Bei der erotischen Bodengymnastik geht es sehr direkt zu. Man umsteht die Lotterstätten, beobachtet neugierig das Geschehen. Ein höchst gegenwärtiges Verhalten. Affekte entladen sich nicht nur per virtuoser Sangeskunst, sondern auch in derben Gesten und sonstigem coolem Jugend-Gehabe. Davon macht der liebestolle, von Alcina (Maria Laura Martorana) bezirzte, in seinen Gefühlen hin und her gerissene Ruggiero (Franziska Gottwald) reichlich Gebrauch. Spielerisch ganz auf Kerl getrimmt, begeistert sie/er mit sehr beweglichem, barockerfahrenem, koloraturenflinkem, ausdrucksstarkem und voluminösem Mezzosopran. Den diversen Affekten ist sie eine überaus ausdrucksstarke Sachwalterin. Sich aus Alcinas Schlingen zu befreien, bereitet ihr/ihm sichtlich Mühe. Bravourös der gestalterische Einsatz in der finalen, rasant gesungenen „Tiger“-Arie.

Nicht immer erbetene Unterstützung erfährt Ruggiero durch seine Verlobte Bradamante (Hilke Andersen) nebst deren Begleiter Melisso (Marián Krejcík), die in der Verkleidung ihres Bruders alle List und Überredungskunst aufbieten muss, um ihn wieder ins reale Leben eines Kriegers zu holen. Ihr lyrischer Mezzo glüht und leuchtet facettenreich, weiß die Seele zu erwärmen. Und auch vor Rachegelüsten koloraturenrasant zu toben. Nicht weniger gefühlsberstend, als quecksilbrige, flinkstimmige Soubrette tollt Melanie Hirsch als Alcinas Schwester Morgana durch die Szene. Leicht und leuchtend entströmen ihrer geläufigen Gurgel die anmutigsten Töne. Mit ihrem Galan Oronte (Thomas Michael Allen), geschniegelter Pedant in herrlichstem Oberlehrer-Butler-Gehabe, hat sie ständig Zoff, was sich im Eifersuchtsduett und Fechtkampf köstlich ansieht und anhört.
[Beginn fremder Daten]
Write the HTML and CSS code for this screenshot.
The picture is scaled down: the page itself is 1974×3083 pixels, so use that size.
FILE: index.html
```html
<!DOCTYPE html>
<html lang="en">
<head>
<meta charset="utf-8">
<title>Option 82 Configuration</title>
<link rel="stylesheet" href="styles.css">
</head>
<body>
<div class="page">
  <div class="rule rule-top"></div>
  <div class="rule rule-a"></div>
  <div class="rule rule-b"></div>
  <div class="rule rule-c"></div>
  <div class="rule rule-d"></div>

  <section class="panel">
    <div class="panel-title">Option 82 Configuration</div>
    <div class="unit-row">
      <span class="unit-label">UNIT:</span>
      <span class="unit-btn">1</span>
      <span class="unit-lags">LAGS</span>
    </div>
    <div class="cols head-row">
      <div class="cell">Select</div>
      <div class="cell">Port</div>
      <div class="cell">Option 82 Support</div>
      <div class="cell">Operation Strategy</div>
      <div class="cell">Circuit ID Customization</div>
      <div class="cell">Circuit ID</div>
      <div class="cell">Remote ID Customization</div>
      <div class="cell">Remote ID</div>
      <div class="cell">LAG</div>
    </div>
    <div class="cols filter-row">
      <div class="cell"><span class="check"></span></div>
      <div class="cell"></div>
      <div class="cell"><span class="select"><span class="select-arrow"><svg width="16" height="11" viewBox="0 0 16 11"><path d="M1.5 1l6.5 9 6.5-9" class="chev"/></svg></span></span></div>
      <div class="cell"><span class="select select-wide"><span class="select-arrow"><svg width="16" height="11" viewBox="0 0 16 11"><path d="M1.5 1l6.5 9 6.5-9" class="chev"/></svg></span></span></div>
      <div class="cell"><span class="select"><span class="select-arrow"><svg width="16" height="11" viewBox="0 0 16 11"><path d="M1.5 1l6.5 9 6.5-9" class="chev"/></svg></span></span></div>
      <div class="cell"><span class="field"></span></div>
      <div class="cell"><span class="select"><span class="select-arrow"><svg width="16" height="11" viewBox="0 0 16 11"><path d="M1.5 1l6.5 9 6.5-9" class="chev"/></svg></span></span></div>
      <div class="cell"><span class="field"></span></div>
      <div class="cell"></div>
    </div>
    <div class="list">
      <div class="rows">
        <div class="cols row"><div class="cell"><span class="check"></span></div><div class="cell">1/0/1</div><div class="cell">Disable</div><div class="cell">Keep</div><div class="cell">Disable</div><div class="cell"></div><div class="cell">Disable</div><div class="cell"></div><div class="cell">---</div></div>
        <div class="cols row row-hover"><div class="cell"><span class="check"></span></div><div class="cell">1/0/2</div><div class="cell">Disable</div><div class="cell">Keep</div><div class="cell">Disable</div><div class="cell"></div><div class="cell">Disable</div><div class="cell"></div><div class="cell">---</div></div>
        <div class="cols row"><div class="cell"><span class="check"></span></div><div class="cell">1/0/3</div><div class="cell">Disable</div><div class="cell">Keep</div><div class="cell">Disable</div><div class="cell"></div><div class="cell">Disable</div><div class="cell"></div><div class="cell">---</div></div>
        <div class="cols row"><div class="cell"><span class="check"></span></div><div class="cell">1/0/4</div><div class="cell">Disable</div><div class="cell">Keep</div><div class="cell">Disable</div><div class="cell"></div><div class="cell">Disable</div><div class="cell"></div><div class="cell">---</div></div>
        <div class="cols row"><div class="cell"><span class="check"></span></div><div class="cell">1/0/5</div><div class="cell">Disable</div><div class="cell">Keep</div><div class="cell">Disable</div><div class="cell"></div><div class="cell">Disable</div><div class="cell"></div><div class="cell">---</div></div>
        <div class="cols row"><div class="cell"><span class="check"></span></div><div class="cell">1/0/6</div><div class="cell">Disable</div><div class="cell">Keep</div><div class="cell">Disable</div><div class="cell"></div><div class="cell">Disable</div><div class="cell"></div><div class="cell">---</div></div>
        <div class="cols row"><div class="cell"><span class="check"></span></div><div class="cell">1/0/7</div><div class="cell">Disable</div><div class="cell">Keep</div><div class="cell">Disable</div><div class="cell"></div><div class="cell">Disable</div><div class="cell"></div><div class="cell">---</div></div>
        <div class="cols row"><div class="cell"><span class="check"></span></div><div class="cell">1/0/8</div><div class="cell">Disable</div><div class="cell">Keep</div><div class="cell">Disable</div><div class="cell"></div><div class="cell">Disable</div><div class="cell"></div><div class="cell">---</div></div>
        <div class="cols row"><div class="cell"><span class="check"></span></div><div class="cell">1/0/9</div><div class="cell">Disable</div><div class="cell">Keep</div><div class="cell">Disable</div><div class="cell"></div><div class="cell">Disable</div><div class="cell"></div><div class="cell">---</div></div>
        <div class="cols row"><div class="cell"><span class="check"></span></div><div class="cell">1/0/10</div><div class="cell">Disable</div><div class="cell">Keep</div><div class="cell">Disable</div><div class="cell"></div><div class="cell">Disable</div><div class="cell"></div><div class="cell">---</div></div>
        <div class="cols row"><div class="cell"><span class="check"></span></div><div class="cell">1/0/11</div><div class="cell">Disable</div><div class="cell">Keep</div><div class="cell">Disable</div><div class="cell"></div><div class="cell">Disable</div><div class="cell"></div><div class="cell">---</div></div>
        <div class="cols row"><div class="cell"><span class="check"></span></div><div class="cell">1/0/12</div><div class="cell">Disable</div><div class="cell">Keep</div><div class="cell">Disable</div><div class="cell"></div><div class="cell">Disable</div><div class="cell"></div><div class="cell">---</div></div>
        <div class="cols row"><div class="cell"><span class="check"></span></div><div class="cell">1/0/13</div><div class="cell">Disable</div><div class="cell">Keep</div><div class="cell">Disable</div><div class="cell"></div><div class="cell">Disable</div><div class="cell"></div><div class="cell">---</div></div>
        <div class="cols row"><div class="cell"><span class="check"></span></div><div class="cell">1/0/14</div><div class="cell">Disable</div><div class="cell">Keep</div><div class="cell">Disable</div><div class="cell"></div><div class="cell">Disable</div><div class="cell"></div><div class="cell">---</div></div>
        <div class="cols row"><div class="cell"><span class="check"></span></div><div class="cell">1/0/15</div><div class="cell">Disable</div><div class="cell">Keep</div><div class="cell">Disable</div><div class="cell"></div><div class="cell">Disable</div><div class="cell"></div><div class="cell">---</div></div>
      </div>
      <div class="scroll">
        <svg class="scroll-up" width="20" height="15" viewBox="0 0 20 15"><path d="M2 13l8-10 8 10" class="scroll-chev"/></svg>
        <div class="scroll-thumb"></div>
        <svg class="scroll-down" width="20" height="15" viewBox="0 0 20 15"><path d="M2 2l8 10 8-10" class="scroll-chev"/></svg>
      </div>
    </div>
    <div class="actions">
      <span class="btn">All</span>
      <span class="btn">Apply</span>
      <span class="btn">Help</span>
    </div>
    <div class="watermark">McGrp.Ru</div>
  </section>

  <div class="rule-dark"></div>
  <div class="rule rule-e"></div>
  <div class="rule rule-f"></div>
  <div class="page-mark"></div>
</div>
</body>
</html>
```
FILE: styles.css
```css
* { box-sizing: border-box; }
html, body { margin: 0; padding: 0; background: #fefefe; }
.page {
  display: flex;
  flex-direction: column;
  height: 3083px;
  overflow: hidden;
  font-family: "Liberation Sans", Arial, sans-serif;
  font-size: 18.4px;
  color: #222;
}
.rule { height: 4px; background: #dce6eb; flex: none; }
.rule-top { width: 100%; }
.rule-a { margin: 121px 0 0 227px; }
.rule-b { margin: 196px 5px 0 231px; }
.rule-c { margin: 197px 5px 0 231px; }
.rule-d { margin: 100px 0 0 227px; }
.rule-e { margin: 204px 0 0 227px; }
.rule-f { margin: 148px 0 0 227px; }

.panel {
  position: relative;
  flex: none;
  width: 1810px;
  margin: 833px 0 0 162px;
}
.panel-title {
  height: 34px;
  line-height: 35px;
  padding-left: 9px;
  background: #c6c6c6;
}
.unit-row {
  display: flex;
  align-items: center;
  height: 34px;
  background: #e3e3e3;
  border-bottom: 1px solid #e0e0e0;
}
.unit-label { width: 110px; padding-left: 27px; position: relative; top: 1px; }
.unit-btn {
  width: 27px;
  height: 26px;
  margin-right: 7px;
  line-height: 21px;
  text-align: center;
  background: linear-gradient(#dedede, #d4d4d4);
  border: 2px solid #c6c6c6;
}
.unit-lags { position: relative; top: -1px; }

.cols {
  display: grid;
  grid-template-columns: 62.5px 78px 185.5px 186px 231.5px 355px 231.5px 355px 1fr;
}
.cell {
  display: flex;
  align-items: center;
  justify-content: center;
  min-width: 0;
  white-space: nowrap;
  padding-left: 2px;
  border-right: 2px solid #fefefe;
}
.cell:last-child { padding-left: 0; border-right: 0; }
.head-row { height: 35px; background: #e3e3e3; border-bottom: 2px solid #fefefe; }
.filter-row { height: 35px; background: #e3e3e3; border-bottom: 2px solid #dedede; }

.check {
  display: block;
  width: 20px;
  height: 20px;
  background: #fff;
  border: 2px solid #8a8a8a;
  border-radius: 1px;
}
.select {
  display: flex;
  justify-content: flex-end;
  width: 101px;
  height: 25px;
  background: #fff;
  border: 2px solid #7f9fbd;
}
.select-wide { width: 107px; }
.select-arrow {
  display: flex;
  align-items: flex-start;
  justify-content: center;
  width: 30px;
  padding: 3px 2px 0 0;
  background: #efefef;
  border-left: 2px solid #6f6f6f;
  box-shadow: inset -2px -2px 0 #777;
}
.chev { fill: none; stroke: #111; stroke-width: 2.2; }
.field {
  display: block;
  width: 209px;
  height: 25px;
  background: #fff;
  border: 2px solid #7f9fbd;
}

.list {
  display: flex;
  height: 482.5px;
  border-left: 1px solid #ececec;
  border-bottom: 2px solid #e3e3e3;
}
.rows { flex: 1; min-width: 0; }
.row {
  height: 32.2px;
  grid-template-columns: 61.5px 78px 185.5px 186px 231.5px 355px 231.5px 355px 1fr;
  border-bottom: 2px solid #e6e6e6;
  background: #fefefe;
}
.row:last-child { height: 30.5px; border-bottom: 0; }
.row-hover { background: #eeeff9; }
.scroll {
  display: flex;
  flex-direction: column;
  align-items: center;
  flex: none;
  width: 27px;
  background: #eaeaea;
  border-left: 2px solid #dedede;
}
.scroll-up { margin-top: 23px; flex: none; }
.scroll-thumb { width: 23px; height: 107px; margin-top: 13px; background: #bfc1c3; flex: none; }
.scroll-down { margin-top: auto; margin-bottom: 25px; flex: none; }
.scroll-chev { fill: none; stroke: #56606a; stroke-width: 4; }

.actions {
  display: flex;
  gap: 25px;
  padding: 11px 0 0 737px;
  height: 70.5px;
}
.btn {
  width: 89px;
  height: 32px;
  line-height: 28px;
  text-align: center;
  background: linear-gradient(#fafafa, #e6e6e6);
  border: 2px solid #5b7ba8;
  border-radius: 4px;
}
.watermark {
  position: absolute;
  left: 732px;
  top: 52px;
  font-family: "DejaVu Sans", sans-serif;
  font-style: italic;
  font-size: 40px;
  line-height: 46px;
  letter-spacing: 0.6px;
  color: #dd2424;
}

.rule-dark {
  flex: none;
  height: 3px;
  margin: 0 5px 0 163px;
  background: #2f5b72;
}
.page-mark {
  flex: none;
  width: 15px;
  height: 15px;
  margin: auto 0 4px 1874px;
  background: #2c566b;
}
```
Auch wird Oronte, wie fast alle anderen, von einem – brillant gesungenen – Wahnsinnsanfall heimgesucht.

Knabenhaftes Spiel und kunstfertigen Gesang weiß Olivia Vermeulen für den Jüngling Oberto einzubringen, der unentwegt seinen verzauberten Vater sucht und sich herrlich verlegen bei der Begegnung mit Alcina zeigt. Da ihr die Regie jegliche Zauberei versagt hat, bleibt sie eine heimwerkelnde Erosdienstleisterin, die sich sehr um ihre Erfolgsprämie, sprich: Ruggiero, mühen muss. Sie zeigt sich ihm als kühle Spröde, durchtriebenes Luder, berechnende Zicke. Die stimmliche Wandlungsfähigkeit dafür hat sie jedoch nicht parat. Ob rasend oder seufzerreich klagend: in der Höhe wird ihr Sopran flackrig und schartig, gewinnt sich ein unschönes Tremolo hinzu. Das finale Lamento dagegen singt sie sehr anrührend. Dennoch: die Rolle kommt ihrer Stimme zu früh.

Und die Musik? Deren stilles Leuchten erklingt durch Mitglieder der Kammerakademie Potsdam im natürlichen Fluss ihres Pulses und der Sänger Atem, angeleitet vom cembalospielenden Dirigenten Andrea Marcon. Die Tempi wirken nicht überhetzt, sind dennoch von Spannung erfüllt. Die Musiker zeigen sich affektbewusst, feinheitsbedacht, dynamisch differenziert. Ritter, Krieger, Geister und Volk sind von der Szene verbannt. Unsichtbar singen sie als Neuer Kammerchor (Einstudierung: Ud Joffe) ihre beiden „Auftritte“.

Heute, 15 Uhr, Schlosstheater im Neuen Palais, Park Sanssouci.